- [Request]: Retype all material exactly. Pictures stay out of the copy.

━━━━━━━━━━━━━━━━━━━━

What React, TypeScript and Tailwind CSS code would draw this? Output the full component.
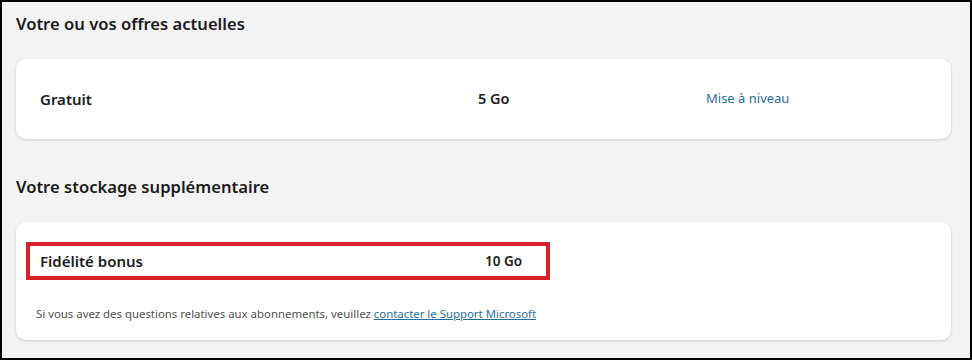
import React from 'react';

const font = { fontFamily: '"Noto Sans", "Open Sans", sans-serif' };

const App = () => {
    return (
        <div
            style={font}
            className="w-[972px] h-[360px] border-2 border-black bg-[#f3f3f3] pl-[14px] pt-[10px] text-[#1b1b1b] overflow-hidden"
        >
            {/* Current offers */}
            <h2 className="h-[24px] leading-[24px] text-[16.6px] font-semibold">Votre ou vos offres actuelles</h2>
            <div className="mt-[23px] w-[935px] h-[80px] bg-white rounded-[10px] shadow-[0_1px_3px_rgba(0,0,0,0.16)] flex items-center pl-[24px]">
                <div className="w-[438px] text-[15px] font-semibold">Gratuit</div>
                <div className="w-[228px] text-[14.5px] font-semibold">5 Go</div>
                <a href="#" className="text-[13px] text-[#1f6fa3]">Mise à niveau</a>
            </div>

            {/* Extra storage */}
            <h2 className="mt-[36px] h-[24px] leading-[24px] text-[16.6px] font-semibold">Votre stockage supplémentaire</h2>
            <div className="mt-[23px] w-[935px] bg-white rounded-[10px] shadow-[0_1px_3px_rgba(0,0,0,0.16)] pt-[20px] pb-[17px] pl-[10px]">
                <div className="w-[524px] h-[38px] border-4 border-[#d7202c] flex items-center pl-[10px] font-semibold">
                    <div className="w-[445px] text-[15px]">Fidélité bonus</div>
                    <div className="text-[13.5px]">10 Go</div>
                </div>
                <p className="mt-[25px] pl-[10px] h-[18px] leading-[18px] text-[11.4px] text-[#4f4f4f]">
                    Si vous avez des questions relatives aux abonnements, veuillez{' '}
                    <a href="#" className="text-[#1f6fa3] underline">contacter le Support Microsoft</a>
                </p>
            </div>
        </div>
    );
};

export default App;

━━━━━━━━━━━━━━━━━━━━

- [Output below]:
What React, TypeScript and Tailwind CSS code would draw this? Output the full component.
import React from 'react';

const font = { fontFamily: '"Noto Sans", "Open Sans", sans-serif' };

const App = () => {
    return (
        <div
            style={font}
            className="w-[972px] h-[360px] border-2 border-black bg-[#f3f3f3] pl-[14px] pt-[10px] text-[#1b1b1b] overflow-hidden"
        >
            {/* Current offers */}
            <h2 className="h-[24px] leading-[24px] text-[16.6px] font-semibold">Votre ou vos offres actuelles</h2>
            <div className="mt-[23px] w-[935px] h-[80px] bg-white rounded-[10px] shadow-[0_1px_3px_rgba(0,0,0,0.16)] flex items-center pl-[24px]">
                <div className="w-[438px] text-[15px] font-semibold">Gratuit</div>
                <div className="w-[228px] text-[14.5px] font-semibold">5 Go</div>
                <a href="#" className="text-[13px] text-[#1f6fa3]">Mise à niveau</a>
            </div>

            {/* Extra storage */}
            <h2 className="mt-[36px] h-[24px] leading-[24px] text-[16.6px] font-semibold">Votre stockage supplémentaire</h2>
            <div className="mt-[23px] w-[935px] bg-white rounded-[10px] shadow-[0_1px_3px_rgba(0,0,0,0.16)] pt-[20px] pb-[17px] pl-[10px]">
                <div className="w-[524px] h-[38px] border-4 border-[#d7202c] flex items-center pl-[10px] font-semibold">
                    <div className="w-[445px] text-[15px]">Fidélité bonus</div>
                    <div className="text-[13.5px]">10 Go</div>
                </div>
                <p className="mt-[25px] pl-[10px] h-[18px] leading-[18px] text-[11.4px] text-[#4f4f4f]">
                    Si vous avez des questions relatives aux abonnements, veuillez{' '}
                    <a href="#" className="text-[#1f6fa3] underline">contacter le Support Microsoft</a>
                </p>
            </div>
        </div>
    );
};

export default App;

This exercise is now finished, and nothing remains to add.